Carbon reduction, national call for drilling weighs on Missoula City Council
Two weeks after the City of Missoula released its newest greenhouse gas inventory, members of the public are urging council members to take note of the city’s carbon footprint and develop tools to reduce it.
The City Council last summer adopted an equity resolution and directed a working group to develop a lens though which decisions would be made with the city’s equity goals in mind. A similar effort to address carbon emissions through a climate lens is also in the works.
But some members of the public are growing impatient.
“I haven’t heard it applied yet at any of these meetings,” said resident Shamis Land on Monday night. “There needs to be a focus and flow into all the (city’s) projects.”
Last month, the city released its newest Greenhouse Gas Inventory, which found that those living and working within the city’s urban boundary emitted 1.1 million tons of carbon dioxide annually, or roughly 12.1 tons per person.
It also found that the residents of Missoula combine for more than 1.8 million vehicle miles each day, accounting for nearly 84% of all the greenhouse gas emissions released annually by the city’s transportation sector, outpacing both the airport and railroad combined.
While the trends won’t be reversed overnight, city officials said they are working to develop a climate lens through which future decisions will be made.

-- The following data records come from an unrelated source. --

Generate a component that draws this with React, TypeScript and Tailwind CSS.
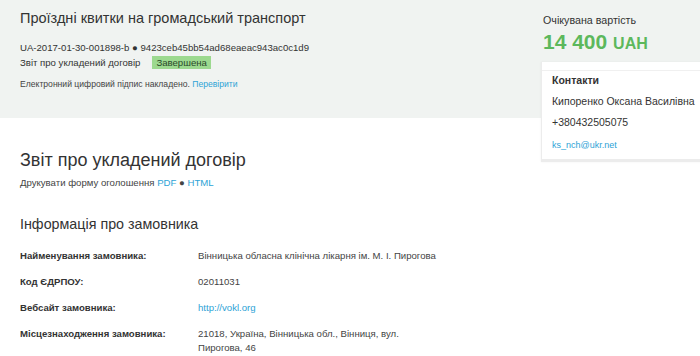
export default function App() {
  const rows: [string, React.ReactNode][] = [
    ['Найменування замовника:', 'Вінницька обласна клінічна лікарня ім. М. І. Пирогова'],
    ['Код ЄДРПОУ:', '02011031'],
    ['Вебсайт замовника:', <a className="text-[#2ea3d6]">http://vokl.org</a>],
    ['Місцезнаходження замовника:', <span>21018, Україна, Вінницька обл., Вінниця, вул.<br />Пирогова, 46</span>],
  ]

  return (
    <div className="relative w-[700px] h-[356px] overflow-hidden bg-white text-[#333] font-['Liberation_Sans',Arial,sans-serif]">
      {/* Header band */}
      <div className="h-[118px] bg-[#f0f3f1] flex">
        <div className="flex-1 pl-5 pt-[8px]">
          <h1 className="text-[14.5px] leading-[20px] text-[#333]">Проїздні квитки на громадський транспорт</h1>
          <div className="mt-[12px] text-[9.6px] leading-[15px]">UA-2017-01-30-001898-b ● 9423ceb45bb54ad68eaeac943ac0c1d9</div>
          <div className="flex items-center text-[9.6px] leading-[15px]">
            <span>Звіт про укладений договір</span>
            <span className="ml-[12px] bg-[#9cd98f] px-[4px] leading-[13px] text-[#2b4a2b]">Завершена</span>
          </div>
          <div className="mt-[8px] text-[8.6px] leading-[12px] text-[#444]">
            Електронний цифровий підпис накладено. <a className="text-[#2ea3d6]">Перевірити</a>
          </div>
        </div>
        <div className="w-[159px] pt-[13px] pl-[2px]">
          <div className="text-[10.7px] leading-[14px]">Очікувана вартість</div>
          <div className="mt-[3px] text-[#5cb85c] font-bold text-[21px] leading-[24px]">
            14 400 <span className="text-[16px]">UAH</span>
          </div>
        </div>
      </div>

      {/* Contacts card */}
      <div className="absolute left-[541px] top-[62px] w-[180px] bg-white border-b-[3px] border-l border-[#ececec] shadow-[0_0_2px_rgba(0,0,0,0.06)]">
        <div className="h-[9px] border-b border-[#f0f0f0]" />
        <div className="px-[10px] pt-[1px] pb-[7px]">
          <div className="text-[10.5px] font-bold leading-[16px]">Контакти</div>
          <div className="mt-[5px] text-[10.5px] leading-[16px]">Кипоренко Оксана Василівна</div>
          <div className="mt-[5px] text-[10.5px] leading-[16px]">+380432505075</div>
          <div className="mt-[8px] text-[9px] leading-[14px] text-[#2ea3d6]">ks_nch@ukr.net</div>
        </div>
      </div>

      {/* Body */}
      <div className="pl-5 pt-[30px]">
        <h2 className="text-[18px] leading-[24px]">Звіт про укладений договір</h2>
        <div className="mt-[4px] text-[9.6px] leading-[13px] text-[#444]">
          Друкувати форму оголошення <a className="text-[#2ea3d6]">PDF</a> ● <a className="text-[#2ea3d6]">HTML</a>
        </div>
        <h3 className="mt-[25px] text-[14.3px] leading-[20px]">Інформація про замовника</h3>
        <div className="mt-[15px] flex flex-col gap-[12px]">
          {rows.map(([k, v], i) => (
            <div key={i} className="flex text-[9.6px] leading-[14px]">
              <div className="w-[178px] font-bold text-[#333]">{k}</div>
              <div className="flex-1 text-[#444]">{v}</div>
            </div>
          ))}
        </div>
      </div>
    </div>
  )
}
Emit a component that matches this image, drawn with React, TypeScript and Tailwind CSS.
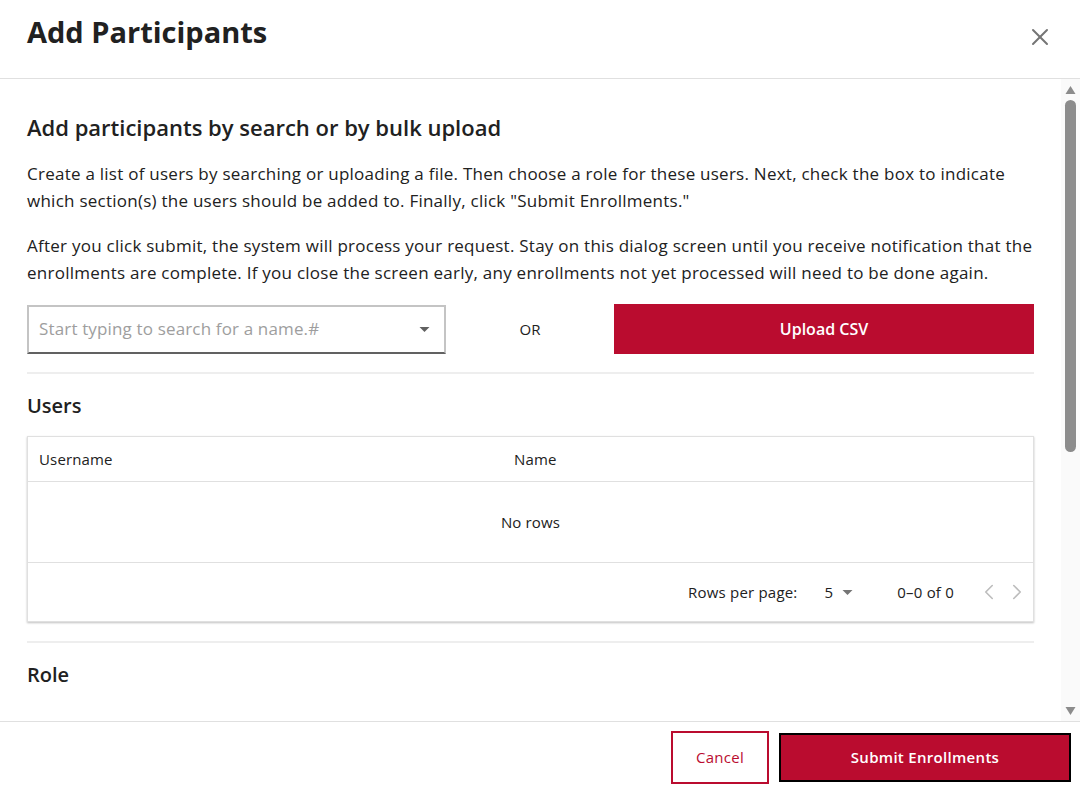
import { ChevronLeft, ChevronRight, X } from "lucide-react"

function Caret({ className = "" }: { className?: string }) {
    return (
        <svg viewBox="0 0 10 5" className={className} fill="currentColor">
            <path d="M0 0 L5 5 L10 0 Z" />
        </svg>
    )
}

function SelectBox({ placeholder }: { placeholder: string }) {
    return (
        <div className="flex h-[49px] w-[419px] shrink-0 items-center justify-between border-2 border-[#c4c4c4] border-b-[#616161] pl-[10px] pr-[14px]">
            <span className="text-[17px] tracking-[0.15px] text-[#9e9e9e]">{placeholder}</span>
            <Caret className="h-[5px] w-[11px] text-[#616161]" />
        </div>
    )
}

function Scrollbar() {
    return (
        <div className="flex w-[19px] shrink-0 flex-col items-center bg-[#fafafa]">
            <svg viewBox="0 0 10 8" className="mt-[7px] h-[8px] w-[11px] text-[#8c8c8c]" fill="currentColor">
                <path d="M5 0 L10 8 L0 8 Z" />
            </svg>
            <div className="mt-[6px] h-[352px] w-[11px] rounded-full bg-[#8c8c8c]" />
            <div className="flex-1" />
            <svg viewBox="0 0 10 8" className="mb-[6px] h-[8px] w-[11px] text-[#8c8c8c]" fill="currentColor">
                <path d="M0 0 L10 0 L5 8 Z" />
            </svg>
        </div>
    )
}

export default function App() {
    const font = { fontFamily: "'Open Sans', sans-serif" }

    return (
        <div className="flex h-[790px] w-full flex-col bg-white text-[#212121]" style={font}>
            {/* Header */}
            <div className="flex h-[79px] shrink-0 items-start justify-between border-b border-[#e0e0e0] pl-[27px] pr-[26px] pt-[14px]">
                <h1 className="text-[29px] font-bold leading-[36px]">Add Participants</h1>
                <button className="mt-[9px] text-[#757575]">
                    <X className="h-[28px] w-[28px]" strokeWidth={1.7} />
                </button>
            </div>

            {/* Body */}
            <div className="flex min-h-0 flex-1">
                <div className="min-w-0 flex-1 overflow-hidden">
                    <div className="px-[27px] pb-[40px] pt-[34px]">
                        <h2 className="text-[22px] font-semibold leading-[28px]">Add participants by search or by bulk upload</h2>
                        <p className="mt-[19px] text-[17px] leading-[27px] tracking-[0.25px]">
                            Create a list of users by searching or uploading a file. Then choose a role for these users. Next, check the box to indicate
                            which section(s) the users should be added to. Finally, click "Submit Enrollments."
                        </p>
                        <p className="mt-[18px] text-[17px] leading-[27px] tracking-[0.25px]">
                            After you click submit, the system will process your request. Stay on this dialog screen until you receive notification that the
                            enrollments are complete. If you close the screen early, any enrollments not yet processed will need to be done again.
                        </p>

                        <div className="mt-[18px] flex items-center">
                            <SelectBox placeholder="Start typing to search for a name.#" />
                            <div className="flex-1 text-center text-[15px]">OR</div>
                            <button className="h-[50px] w-[420px] shrink-0 bg-[#ba0c2f] text-[16px] font-semibold text-white">Upload CSV</button>
                        </div>

                        <div className="mt-[18px] h-[2px] bg-[#eeeeee]" />

                        <h3 className="mt-[18px] text-[20px] font-semibold leading-[28px]">Users</h3>

                        <div className="mt-[16px] border border-[#e0e0e0] shadow-[0_1px_2px_rgba(0,0,0,0.25)]">
                            <div className="flex h-[45px] items-center border-b border-[#e0e0e0] text-[15px] tracking-[0.15px]">
                                <div className="w-[486px] pl-[11px]">Username</div>
                                <div>Name</div>
                            </div>
                            <div className="flex h-[81px] items-center justify-center border-b border-[#e0e0e0] text-[15px] tracking-[0.15px]">
                                No rows
                            </div>
                            <div className="flex h-[58px] items-center justify-end pr-[3px] text-[15px] tracking-[0.2px]">
                                <span>Rows per page:</span>
                                <span className="ml-[27px] flex items-center gap-[9px]">
                                    5
                                    <Caret className="h-[5px] w-[11px] text-[#757575]" />
                                </span>
                                <span className="ml-[44px]">0–0 of 0</span>
                                <span className="ml-[22px] flex items-center gap-[2px] text-[#bdbdbd]">
                                    <ChevronLeft className="h-[26px] w-[26px]" strokeWidth={1.5} />
                                    <ChevronRight className="h-[26px] w-[26px]" strokeWidth={1.5} />
                                </span>
                            </div>
                        </div>

                        <div className="mt-[19px] h-[2px] bg-[#eeeeee]" />

                        <h3 className="mt-[18px] text-[20px] font-semibold leading-[28px]">Role</h3>
                        <div className="mt-[36px]">
                            <SelectBox placeholder="Select a role" />
                        </div>
                    </div>
                </div>
                <Scrollbar />
            </div>

            {/* Footer */}
            <div className="flex h-[69px] shrink-0 items-start justify-end gap-[10px] border-t border-[#e0e0e0] pr-[9px] pt-[9px]">
                <button className="h-[53px] w-[98px] border-2 border-[#ba0c2f] text-[15px] tracking-[0.3px] text-[#ba0c2f]">Cancel</button>
                <button className="mt-[2px] h-[49px] w-[292px] border-2 border-black bg-[#ba0c2f] text-[15px] font-semibold tracking-[0.3px] text-white">
                    Submit Enrollments
                </button>
            </div>
        </div>
    )
}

“We are getting closer to this, and I think it’s going to be a very important piece for this body’s decision making,” said council member Amber Sherrill, who is helping develop the policy. “It’s going to push policy around climate change, and we will have every single department looking at this and considering this in all sorts of different ways.”
Those efforts could run as deep as the products purchased by the city, Sherrill said.

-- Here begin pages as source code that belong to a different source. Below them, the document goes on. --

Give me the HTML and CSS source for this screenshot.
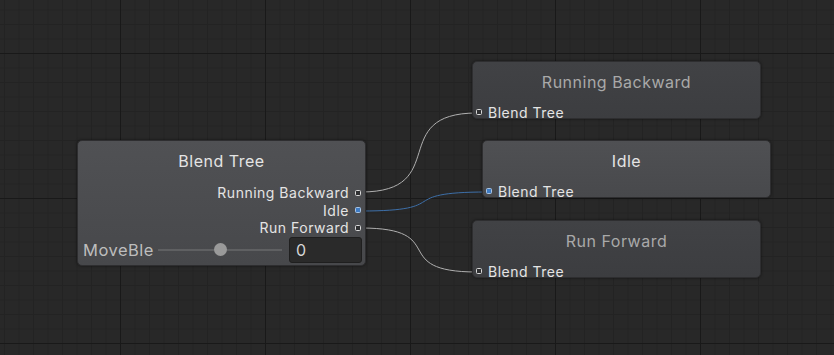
FILE: index.html
```html
<!DOCTYPE html>
<html lang="en">

<head>
	<meta charset="UTF-8">
	<meta name="viewport" content="width=device-width, initial-scale=1.0">
	<title>Animator - Blend Tree</title>
	<link rel="stylesheet" href="styles.css">
</head>

<body>
	<div class="graph">
		<svg class="wires" width="834" height="355" viewBox="0 0 834 355">
			<path class="wire" d="M361 192 C 452 192, 386 113, 477 113" />
			<path class="wire wire-active" d="M361 211 C 456 211, 392 192, 487 192" />
			<path class="wire" d="M361 228 C 452 228, 386 272, 477 272" />
		</svg>

		<div class="node node-tree">
			<div class="node-title">Blend Tree</div>
			<ul class="outputs">
				<li>Running Backward<span class="port"></span></li>
				<li>Idle<span class="port port-active"></span></li>
				<li>Run Forward<span class="port"></span></li>
			</ul>
			<div class="param-row">
				<span class="param-name">MoveBle</span>
				<div class="slider">
					<div class="slider-thumb"></div>
				</div>
				<div class="param-value">0</div>
			</div>
		</div>

		<div class="node node-clip node-rb">
			<div class="node-title dim">Running Backward</div>
			<div class="input"><span class="port"></span>Blend Tree</div>
		</div>

		<div class="node node-clip node-idle">
			<div class="node-title">Idle</div>
			<div class="input"><span class="port port-active"></span>Blend Tree</div>
		</div>

		<div class="node node-clip node-rf">
			<div class="node-title dim">Run Forward</div>
			<div class="input"><span class="port"></span>Blend Tree</div>
		</div>
	</div>
</body>

</html>
```

FILE: styles.css
```css
:root {
	--canvas: #282828;
	--grid-minor: #232323;
	--grid-major: #191919;
	--text-light: #e4e4e4;
	--text-dim: #a9a9a9;
	--wire: #b0b0b0;
	--wire-active: #3d6fa8;
}

* {
	margin: 0;
	padding: 0;
	box-sizing: border-box;
}

body {
	width: 834px;
	height: 355px;
	overflow: hidden;
	background-color: var(--canvas);
	font-family: Inter, "Noto Sans", sans-serif;
}

.graph {
	position: relative;
	width: 834px;
	height: 355px;
	background-color: var(--canvas);
	background-image:
		linear-gradient(var(--grid-major) 1px, transparent 1px),
		linear-gradient(90deg, var(--grid-major) 1px, transparent 1px),
		linear-gradient(var(--grid-minor) 1px, transparent 1px),
		linear-gradient(90deg, var(--grid-minor) 1px, transparent 1px);
	background-size: 145px 145px, 145px 145px, 14.5px 14.5px, 14.5px 14.5px;
	background-position: 120px 53px, 120px 53px, 120px 53px, 120px 53px;
}

.wires {
	position: absolute;
	left: 0;
	top: 0;
}

.wire {
	fill: none;
	stroke: var(--wire);
	stroke-width: 1;
}

.wire-active {
	stroke: var(--wire-active);
}

/* nodes sit on the free canvas */
.node {
	position: absolute;
	width: 289px;
	border-radius: 5px;
	border: 1px solid #2e2e30;
	box-shadow: 0 0 3px rgba(0, 0, 0, 0.55);
	color: var(--text-light);
	letter-spacing: 0.5px;
}

.node-tree {
	left: 77px;
	top: 140px;
	height: 126px;
	background: linear-gradient(#505154, #47484b);
	display: flex;
	flex-direction: column;
}

.node-clip {
	height: 58px;
	background: linear-gradient(#414245, #3c3d40);
}

.node-rb {
	left: 472px;
	top: 61px;
}

.node-idle {
	left: 482px;
	top: 140px;
	background: linear-gradient(#4f5053, #48494c);
}

.node-rf {
	left: 472px;
	top: 220px;
}

.node-title {
	height: 40px;
	line-height: 40px;
	text-align: center;
	font-size: 16px;
	color: var(--text-light);
}

.node-clip .node-title {
	height: 42px;
	line-height: 41px;
}

.node-title.dim {
	color: var(--text-dim);
}

.outputs {
	list-style: none;
	margin-top: 3px;
	padding-right: 4px;
}

.outputs li {
	display: flex;
	justify-content: flex-end;
	align-items: center;
	gap: 6px;
	height: 17.5px;
	font-size: 14px;
	color: var(--text-light);
}

.port {
	display: inline-block;
	width: 6px;
	height: 6px;
	border: 1px solid #d8d8d8;
	border-radius: 1.5px;
	background-color: #2f3032;
}

.port-active {
	border-color: #a9c4e4;
	background-color: #3f7cc4;
}

.input {
	display: flex;
	align-items: center;
	gap: 6px;
	height: 16px;
	padding-left: 3px;
	font-size: 14px;
	color: var(--text-light);
}

.param-row {
	display: flex;
	align-items: center;
	gap: 2px;
	height: 26px;
	margin-top: 0;
	padding: 0 3px 0 5px;
}

.param-name {
	font-size: 16.5px;
	color: #bdbdbd;
	width: 73px;
	white-space: nowrap;
}

.slider {
	position: relative;
	flex: 1;
	height: 2px;
	margin-right: 5px;
	background-color: #5f6062;
}

.slider-thumb {
	position: absolute;
	left: 56px;
	top: -6px;
	width: 13px;
	height: 13px;
	border-radius: 50%;
	background-color: #9a9a9a;
}

.param-value {
	width: 73px;
	height: 26px;
	line-height: 25px;
	padding-left: 6px;
	font-size: 16px;
	color: #d6d6d6;
	background-color: #2a2a2a;
	border: 1px solid #1f1f1f;
	border-radius: 3px;
}
```
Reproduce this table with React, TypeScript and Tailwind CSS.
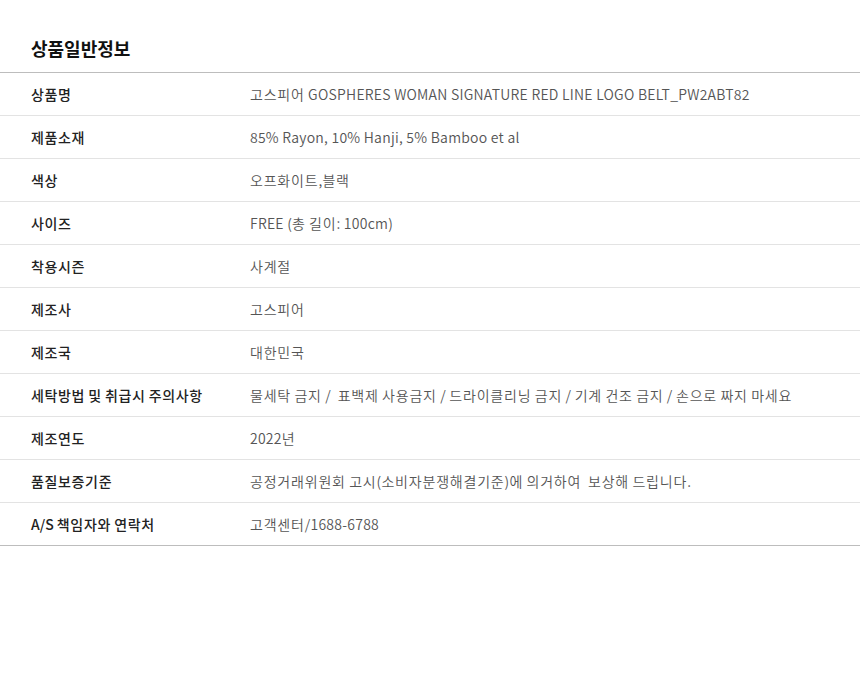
const rows: [string, string][] = [
  ['상품명', '고스피어 GOSPHERES WOMAN SIGNATURE RED LINE LOGO BELT_PW2ABT82'],
  ['제품소재', '85% Rayon, 10% Hanji, 5% Bamboo et al'],
  ['색상', '오프화이트,블랙'],
  ['사이즈', 'FREE (총 길이: 100cm)'],
  ['착용시즌', '사계절'],
  ['제조사', '고스피어'],
  ['제조국', '대한민국'],
  ['세탁방법 및 취급시 주의사항', '물세탁 금지 /  표백제 사용금지 / 드라이클리닝 금지 / 기계 건조 금지 / 손으로 짜지 마세요'],
  ['제조연도', '2022년'],
  ['품질보증기준', '공정거래위원회 고시(소비자분쟁해결기준)에 의거하여  보상해 드립니다.'],
  ['A/S 책임자와 연락처', '고객센터/1688-6788'],
];

// hangul runs get a little extra spacing so they match the reference widths
function Ko({ text, ko, latin = '' }: { text: string; ko: string; latin?: string }) {
  return (
    <>
      {text.split(/([\uAC00-\uD7A3]+)/).map((part, i) =>
        /[\uAC00-\uD7A3]/.test(part) ? (
          <span key={i} className={ko}>
            {part}
          </span>
        ) : (
          <span key={i} className={latin}>
            {part}
          </span>
        )
      )}
    </>
  );
}

export default function App() {
  return (
    <div
      className="w-[860px] h-[695px] bg-white"
      style={{ fontFamily: '"Noto Sans CJK KR", "Noto Sans", sans-serif' }}
    >
      <h2 className="pt-[36px] pl-[31px] h-[72px] text-[18px] leading-[24px] font-bold text-[#111]">
        상품일반정보
      </h2>
      <div className="border-t border-b border-[#bdbdbd]">
        {rows.map(([label, value], i) => (
          <div
            key={i}
            className={
              'flex items-center ' +
              (i < rows.length - 1 ? 'h-[43px] border-b border-[#e3e3e3]' : 'h-[42px]')
            }
          >
            <div className="w-[250px] pl-[31px] text-[14px] font-medium text-[#222] whitespace-nowrap">
              <Ko text={label} ko="tracking-[0.65px]" />
            </div>
            <div className="text-[14px] font-[350] text-[#555] whitespace-pre">
              <Ko text={value} ko="tracking-[0.8px]" latin="tracking-[0.25px]" />
            </div>
          </div>
        ))}
      </div>
    </div>
  );
}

“We’re talking down to where products might come from,” she said. “We need to balance the financial piece with that, but it’s going to be a complete game changer for how different projects and purchases are brought to this body in the future.”
The city and county have both adopted a number of goals aimed at carbon reduction, including 100% clean electricity by 2030 and zero waste by 2035. Mountain Line also has increased its fleet of electric busses, and the city is planning an eventual shift to electric vehicles and more electric charging stations.
While the clean electricity goals may be ambitious, Leigh Ratterman, the city’s climate action specialist, said they can be achieved if the city’s effort to develop a green tariff with NorthWestern Energy bares fruit. Bozeman and Helena are also part of that effort.
But some council members want to see change on a broader scale. Council member Daniel Carlino on Monday scolded the state’s congressional delegation for propping up the oil and gas industry in light of the Russian war on Ukraine.
“We’re hearing a lot from our politicians in Montana that think this is the time to drill, drill, drill,” Carlino said. “Both our Montana senators now are advocating for more drilling, fracking and more pipelines under our rivers in Montana. Shame on Sens. Daines and Tester for supporting oil and gas infrastructure in 2022 knowing the exact facts and science. I think that comes from their large contributions from the fossil fuel industry.”